Van Nostran thinks along the line of Anodyne's Martin in terms of an improved market due to ASI's participation in USDA programs that help build markets for American wool.
"Until we started working with ASI and the Quality Sample Program, we had a number of grades for which it was difficult to obtain price bids," says Van Nostran. "The program allowed us to introduce our wools and cooperate with the foreign buyers to try some of them in their blends.
"We have been able to develop some on-going programs that are taking wools on a regular basis," adds Van Nostran. "This consistency has resulted in better movement of our medium wools and higher prices for producers."
Chase Rich, sales manager of Snug Fleece Woolens Inc. of Pocatello, Idaho, says efforts by growers to produce quality wools would be beneficial to manufacturers because it would ensure quality control.
His firm, which makes wool mattress covers and other specialty items like a very pricey dog bed which sells for $200 or more, will soon celebrate its 20th year in operation. The company started out as in import-wholesale business, importing wool mattress covers from New Zealand and packaging and distributing them nationwide. In 1988, the company reorganized to make its own product line. It uses only American wool.
Rich was reluctant to reveal the cost of the semi-processed wool, but noted that "we have seen some pretty steady increases in wool prices over the last year."

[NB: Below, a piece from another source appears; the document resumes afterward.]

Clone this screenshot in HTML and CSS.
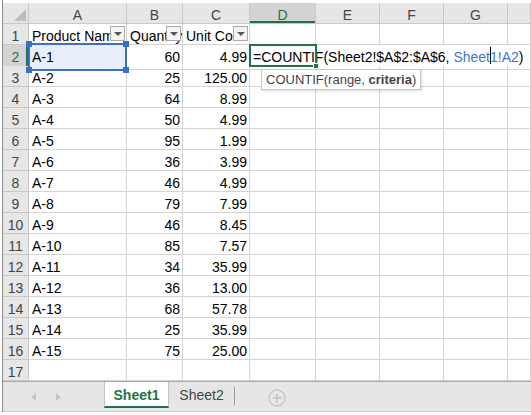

He attributed the price increases to rising shipping costs, and "not to the fact that the grower is ever seeing a dime more. That's unfortunate," he says.
Greg Groenewold, with Groenewold Fur and Wool Co. of Forreston, Ill., sees an improved market for medium wools but he also recognizes that producers must do a better job getting their clip ready for sale.
"Polypropylene is a problem, and we don't want it, but the buyers don't complain about it much because we grade the wool," Groenewold says.
He believes the poly problem can be corrected through educational programs for both growers and shearers.
Groenewold's wool comes from small farm flocks of sheep, numbering from 10 to 100 head. He buys wool at the farm.